## [EXERCISE REQUIREMENTS]
Where a line in the listing below contains the word "index", copy that line.

## [RECORDS SHOWN]
-------------------------
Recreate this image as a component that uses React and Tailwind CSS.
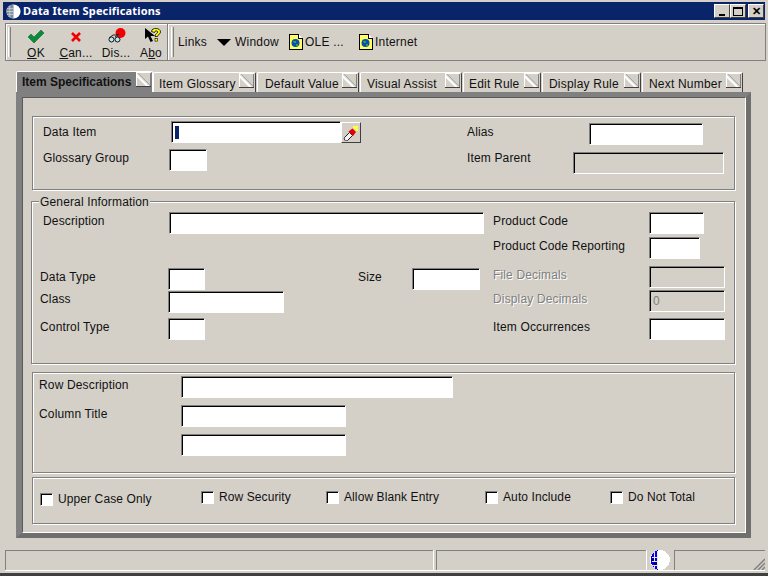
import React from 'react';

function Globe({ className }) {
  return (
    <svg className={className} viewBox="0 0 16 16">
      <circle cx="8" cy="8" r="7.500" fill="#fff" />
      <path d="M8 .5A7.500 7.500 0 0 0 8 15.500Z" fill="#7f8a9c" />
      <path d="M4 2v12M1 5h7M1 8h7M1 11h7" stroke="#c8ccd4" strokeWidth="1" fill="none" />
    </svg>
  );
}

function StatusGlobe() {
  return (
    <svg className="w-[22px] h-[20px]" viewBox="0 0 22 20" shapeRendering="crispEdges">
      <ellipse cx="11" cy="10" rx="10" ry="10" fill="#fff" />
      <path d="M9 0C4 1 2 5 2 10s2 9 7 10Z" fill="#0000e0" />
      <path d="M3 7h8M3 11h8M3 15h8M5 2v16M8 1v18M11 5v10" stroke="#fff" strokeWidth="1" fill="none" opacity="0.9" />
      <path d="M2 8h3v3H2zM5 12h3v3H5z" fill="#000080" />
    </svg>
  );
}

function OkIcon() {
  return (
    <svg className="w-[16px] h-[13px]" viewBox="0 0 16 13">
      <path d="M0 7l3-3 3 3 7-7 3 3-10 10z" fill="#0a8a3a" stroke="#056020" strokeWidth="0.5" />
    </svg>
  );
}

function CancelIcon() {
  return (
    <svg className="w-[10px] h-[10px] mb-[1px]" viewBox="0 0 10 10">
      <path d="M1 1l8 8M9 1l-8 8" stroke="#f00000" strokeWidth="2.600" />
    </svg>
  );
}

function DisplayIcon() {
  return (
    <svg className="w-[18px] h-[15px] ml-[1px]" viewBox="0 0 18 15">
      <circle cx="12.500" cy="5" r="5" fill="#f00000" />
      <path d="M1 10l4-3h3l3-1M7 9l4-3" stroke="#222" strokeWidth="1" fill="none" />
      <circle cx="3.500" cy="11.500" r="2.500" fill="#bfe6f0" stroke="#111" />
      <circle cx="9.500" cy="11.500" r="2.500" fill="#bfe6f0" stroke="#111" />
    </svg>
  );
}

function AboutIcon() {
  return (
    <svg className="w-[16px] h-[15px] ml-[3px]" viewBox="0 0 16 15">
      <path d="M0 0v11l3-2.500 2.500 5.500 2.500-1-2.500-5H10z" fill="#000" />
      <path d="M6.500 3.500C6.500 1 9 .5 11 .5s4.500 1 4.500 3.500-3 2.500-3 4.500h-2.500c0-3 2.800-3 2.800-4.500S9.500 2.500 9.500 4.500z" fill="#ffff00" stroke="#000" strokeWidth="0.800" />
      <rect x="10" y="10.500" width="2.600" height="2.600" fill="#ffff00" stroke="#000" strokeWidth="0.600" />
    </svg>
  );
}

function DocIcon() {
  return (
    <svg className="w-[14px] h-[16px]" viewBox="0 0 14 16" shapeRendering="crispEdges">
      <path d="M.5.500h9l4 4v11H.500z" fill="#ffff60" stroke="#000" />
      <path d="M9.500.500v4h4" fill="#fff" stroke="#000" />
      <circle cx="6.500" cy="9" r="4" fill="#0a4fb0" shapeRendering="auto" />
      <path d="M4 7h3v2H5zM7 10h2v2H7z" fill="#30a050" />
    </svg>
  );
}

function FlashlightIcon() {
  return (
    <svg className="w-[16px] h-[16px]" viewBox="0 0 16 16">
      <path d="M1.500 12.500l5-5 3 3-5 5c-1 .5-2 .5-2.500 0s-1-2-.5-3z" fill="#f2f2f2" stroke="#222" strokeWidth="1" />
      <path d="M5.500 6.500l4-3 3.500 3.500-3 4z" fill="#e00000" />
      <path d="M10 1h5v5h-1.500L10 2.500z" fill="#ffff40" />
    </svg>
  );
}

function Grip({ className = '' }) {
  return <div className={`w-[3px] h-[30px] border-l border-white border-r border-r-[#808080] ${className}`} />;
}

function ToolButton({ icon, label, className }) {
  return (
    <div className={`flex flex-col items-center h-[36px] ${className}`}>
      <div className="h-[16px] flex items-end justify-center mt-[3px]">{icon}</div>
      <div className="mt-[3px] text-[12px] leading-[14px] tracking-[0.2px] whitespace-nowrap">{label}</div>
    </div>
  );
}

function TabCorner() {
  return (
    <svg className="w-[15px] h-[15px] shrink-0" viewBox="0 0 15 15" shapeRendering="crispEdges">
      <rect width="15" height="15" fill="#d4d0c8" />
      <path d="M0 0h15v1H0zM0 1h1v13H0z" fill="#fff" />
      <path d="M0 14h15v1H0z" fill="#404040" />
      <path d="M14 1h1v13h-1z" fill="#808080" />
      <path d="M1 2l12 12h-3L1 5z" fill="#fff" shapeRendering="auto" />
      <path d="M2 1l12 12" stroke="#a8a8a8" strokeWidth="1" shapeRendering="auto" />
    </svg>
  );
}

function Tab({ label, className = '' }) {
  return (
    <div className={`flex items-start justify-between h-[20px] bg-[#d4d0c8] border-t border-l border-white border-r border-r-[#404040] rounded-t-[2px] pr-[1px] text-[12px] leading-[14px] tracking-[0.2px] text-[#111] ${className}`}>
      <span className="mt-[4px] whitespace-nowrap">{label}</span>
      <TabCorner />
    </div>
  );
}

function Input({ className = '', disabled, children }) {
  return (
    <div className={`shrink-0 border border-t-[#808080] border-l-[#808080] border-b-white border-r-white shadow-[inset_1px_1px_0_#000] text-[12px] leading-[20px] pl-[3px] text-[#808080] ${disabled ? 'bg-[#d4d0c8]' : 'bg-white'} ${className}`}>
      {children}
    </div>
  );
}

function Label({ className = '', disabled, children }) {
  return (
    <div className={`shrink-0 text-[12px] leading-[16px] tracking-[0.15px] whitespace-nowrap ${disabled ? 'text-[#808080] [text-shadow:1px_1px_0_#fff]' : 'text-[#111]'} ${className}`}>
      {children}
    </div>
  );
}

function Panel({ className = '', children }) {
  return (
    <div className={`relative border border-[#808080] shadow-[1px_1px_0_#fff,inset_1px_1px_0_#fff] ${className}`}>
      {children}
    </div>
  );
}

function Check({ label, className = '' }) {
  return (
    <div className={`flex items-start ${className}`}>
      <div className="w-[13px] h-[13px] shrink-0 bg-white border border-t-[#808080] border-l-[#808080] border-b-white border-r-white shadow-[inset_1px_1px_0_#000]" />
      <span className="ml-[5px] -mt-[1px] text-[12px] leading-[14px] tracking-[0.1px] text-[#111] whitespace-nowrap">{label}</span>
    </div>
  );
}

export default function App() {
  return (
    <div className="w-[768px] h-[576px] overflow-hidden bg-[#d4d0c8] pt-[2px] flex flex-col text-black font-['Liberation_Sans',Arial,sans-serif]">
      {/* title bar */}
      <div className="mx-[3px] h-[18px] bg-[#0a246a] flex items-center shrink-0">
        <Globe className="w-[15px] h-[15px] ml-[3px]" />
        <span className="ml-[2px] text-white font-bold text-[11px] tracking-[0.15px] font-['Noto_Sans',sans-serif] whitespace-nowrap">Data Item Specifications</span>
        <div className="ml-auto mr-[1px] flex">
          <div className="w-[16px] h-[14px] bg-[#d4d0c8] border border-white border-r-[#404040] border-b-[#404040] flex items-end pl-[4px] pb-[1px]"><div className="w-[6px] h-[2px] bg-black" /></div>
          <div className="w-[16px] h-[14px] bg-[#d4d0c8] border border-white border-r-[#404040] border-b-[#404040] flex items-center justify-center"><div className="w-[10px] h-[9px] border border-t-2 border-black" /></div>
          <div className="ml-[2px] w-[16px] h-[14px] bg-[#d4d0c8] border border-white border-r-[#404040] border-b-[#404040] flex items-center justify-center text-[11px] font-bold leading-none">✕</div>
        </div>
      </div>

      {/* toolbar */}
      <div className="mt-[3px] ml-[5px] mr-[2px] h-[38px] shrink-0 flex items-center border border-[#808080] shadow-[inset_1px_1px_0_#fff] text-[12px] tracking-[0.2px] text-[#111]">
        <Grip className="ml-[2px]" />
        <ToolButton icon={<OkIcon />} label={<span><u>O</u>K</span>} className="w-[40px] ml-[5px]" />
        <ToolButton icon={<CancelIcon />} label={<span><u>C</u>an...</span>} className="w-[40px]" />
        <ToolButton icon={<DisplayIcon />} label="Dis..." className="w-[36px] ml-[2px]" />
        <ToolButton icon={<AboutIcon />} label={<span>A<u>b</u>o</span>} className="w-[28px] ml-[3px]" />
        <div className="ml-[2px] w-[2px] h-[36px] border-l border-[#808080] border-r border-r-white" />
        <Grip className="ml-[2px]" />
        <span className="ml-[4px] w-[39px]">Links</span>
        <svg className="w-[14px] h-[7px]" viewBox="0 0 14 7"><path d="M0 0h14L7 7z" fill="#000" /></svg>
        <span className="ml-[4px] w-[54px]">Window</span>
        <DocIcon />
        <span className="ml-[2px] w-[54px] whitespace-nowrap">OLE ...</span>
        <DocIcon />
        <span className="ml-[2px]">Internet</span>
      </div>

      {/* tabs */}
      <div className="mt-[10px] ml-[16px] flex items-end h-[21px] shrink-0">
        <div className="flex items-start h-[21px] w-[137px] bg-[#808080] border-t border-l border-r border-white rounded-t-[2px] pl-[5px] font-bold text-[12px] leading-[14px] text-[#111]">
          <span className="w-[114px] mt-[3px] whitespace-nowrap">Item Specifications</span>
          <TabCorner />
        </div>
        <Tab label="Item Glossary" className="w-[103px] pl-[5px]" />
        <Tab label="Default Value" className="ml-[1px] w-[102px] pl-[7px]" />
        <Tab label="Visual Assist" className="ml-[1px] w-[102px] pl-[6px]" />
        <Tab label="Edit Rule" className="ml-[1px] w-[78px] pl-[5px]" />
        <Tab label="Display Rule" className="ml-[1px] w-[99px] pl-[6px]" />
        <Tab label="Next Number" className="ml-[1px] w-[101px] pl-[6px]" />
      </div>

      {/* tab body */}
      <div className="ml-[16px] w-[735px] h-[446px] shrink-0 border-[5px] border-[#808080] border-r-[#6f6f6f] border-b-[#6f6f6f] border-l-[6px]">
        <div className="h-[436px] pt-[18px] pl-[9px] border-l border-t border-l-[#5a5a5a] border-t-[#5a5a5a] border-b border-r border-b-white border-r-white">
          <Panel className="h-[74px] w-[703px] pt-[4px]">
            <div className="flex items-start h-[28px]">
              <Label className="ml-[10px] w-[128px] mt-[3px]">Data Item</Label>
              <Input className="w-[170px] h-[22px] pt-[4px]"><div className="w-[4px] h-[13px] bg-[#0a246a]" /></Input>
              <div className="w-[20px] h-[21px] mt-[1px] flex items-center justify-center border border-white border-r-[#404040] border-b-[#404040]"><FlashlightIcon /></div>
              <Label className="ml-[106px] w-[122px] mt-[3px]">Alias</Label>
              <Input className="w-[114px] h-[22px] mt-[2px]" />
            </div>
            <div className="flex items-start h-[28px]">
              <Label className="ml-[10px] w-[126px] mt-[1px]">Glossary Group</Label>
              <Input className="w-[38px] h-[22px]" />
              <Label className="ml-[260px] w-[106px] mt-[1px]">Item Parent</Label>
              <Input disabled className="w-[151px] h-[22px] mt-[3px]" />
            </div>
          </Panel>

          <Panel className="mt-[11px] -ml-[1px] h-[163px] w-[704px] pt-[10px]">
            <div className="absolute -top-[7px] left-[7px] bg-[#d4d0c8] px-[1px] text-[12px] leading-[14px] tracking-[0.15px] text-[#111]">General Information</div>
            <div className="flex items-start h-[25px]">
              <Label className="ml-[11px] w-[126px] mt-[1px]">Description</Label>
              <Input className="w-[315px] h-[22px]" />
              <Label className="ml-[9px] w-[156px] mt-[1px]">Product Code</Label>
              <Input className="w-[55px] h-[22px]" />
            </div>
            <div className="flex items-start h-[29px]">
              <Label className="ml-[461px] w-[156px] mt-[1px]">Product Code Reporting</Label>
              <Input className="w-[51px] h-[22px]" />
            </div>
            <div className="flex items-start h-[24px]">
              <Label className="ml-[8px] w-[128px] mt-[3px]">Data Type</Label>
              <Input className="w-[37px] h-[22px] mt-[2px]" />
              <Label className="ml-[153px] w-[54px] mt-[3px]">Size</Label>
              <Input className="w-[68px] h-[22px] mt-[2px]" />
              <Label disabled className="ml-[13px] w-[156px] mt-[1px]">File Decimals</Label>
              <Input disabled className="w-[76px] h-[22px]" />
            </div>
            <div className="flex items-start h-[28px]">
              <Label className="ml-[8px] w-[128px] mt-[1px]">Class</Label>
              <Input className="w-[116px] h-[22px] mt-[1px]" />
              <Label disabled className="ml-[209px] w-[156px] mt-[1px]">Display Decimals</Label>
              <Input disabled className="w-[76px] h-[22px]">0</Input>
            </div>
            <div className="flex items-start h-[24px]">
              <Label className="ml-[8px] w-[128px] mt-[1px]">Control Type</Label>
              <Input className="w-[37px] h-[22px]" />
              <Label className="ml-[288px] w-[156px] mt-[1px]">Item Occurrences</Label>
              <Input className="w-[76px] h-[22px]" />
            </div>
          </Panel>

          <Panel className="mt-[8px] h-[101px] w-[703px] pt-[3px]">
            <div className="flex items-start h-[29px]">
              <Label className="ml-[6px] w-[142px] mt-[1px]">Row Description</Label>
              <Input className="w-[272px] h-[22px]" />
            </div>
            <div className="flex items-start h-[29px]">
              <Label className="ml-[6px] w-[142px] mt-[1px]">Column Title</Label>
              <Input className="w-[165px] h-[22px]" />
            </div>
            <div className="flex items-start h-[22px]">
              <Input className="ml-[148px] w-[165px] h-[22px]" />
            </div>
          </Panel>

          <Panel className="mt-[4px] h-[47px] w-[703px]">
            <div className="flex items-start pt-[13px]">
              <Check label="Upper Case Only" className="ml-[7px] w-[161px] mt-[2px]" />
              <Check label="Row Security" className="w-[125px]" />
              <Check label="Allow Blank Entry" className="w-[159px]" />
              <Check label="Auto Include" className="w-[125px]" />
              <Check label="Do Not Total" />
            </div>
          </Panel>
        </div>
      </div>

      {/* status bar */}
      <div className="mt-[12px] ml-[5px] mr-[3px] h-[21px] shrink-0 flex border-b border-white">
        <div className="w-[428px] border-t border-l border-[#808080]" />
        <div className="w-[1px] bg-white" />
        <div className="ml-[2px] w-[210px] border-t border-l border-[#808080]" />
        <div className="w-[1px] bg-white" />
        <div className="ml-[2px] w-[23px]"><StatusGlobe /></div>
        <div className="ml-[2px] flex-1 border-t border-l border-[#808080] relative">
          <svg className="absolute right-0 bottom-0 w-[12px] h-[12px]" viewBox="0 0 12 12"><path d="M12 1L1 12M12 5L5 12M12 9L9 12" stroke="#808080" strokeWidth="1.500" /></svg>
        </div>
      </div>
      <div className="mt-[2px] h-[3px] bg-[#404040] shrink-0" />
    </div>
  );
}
-------------------------
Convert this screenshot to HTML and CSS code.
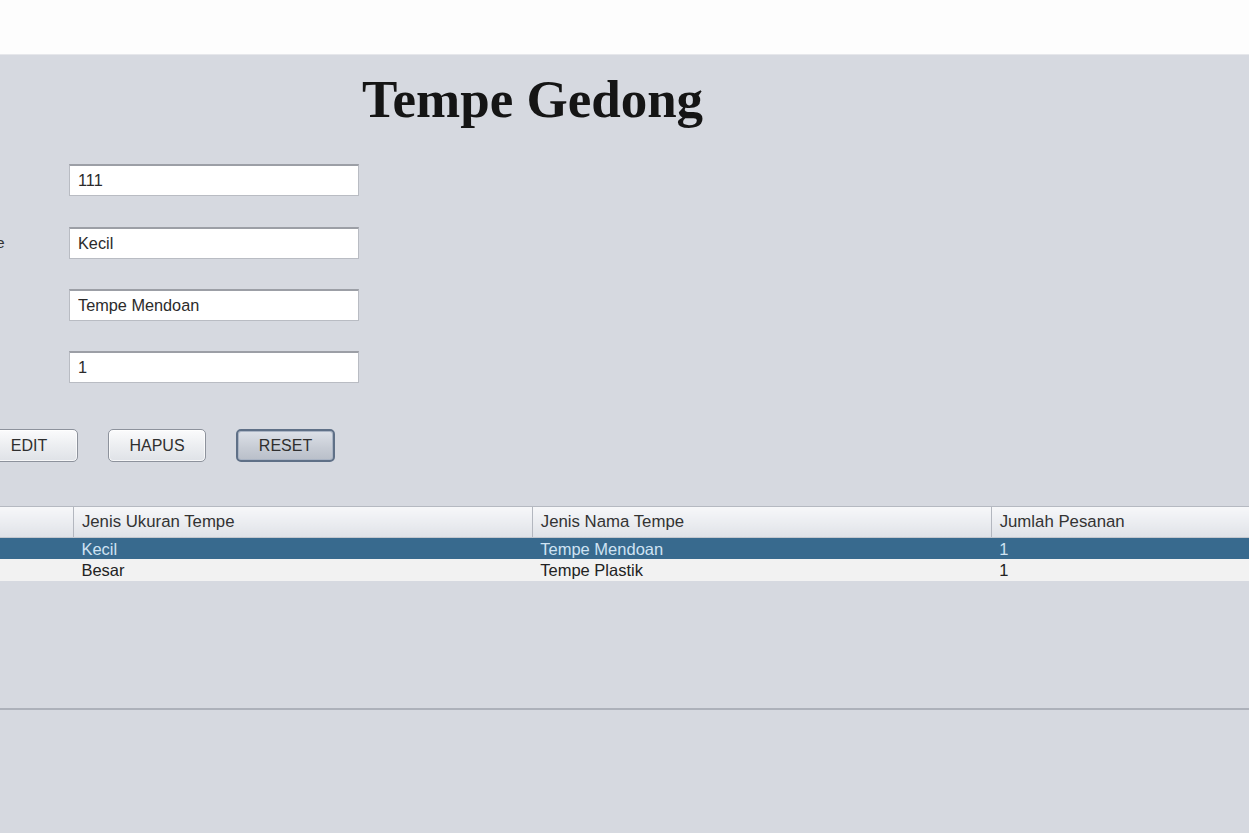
-------------------------
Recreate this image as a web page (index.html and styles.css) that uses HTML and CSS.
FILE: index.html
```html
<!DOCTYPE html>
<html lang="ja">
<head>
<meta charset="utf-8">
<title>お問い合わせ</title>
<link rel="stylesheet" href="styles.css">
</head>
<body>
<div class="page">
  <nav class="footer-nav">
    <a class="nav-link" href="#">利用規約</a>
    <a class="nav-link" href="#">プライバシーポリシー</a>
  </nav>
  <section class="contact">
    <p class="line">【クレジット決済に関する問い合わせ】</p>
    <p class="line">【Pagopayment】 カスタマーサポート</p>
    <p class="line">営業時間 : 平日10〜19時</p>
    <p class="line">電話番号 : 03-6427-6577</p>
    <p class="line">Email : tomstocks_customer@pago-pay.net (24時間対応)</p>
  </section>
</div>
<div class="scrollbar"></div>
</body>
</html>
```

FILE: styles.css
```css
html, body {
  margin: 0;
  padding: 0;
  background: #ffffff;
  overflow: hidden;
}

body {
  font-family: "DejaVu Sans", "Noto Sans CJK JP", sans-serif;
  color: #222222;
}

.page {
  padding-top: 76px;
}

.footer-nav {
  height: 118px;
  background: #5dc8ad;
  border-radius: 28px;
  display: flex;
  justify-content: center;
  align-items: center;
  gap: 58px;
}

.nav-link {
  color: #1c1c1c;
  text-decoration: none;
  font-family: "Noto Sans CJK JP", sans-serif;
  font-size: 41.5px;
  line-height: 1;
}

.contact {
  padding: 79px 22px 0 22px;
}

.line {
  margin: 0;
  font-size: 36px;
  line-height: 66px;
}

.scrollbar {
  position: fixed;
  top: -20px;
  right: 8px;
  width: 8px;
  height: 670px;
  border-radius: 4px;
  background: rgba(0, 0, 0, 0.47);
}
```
-------------------------
## [EXERCISE RESPONSE]
Recreate this image as a web page (index.html and styles.css) that uses HTML and CSS.
FILE: index.html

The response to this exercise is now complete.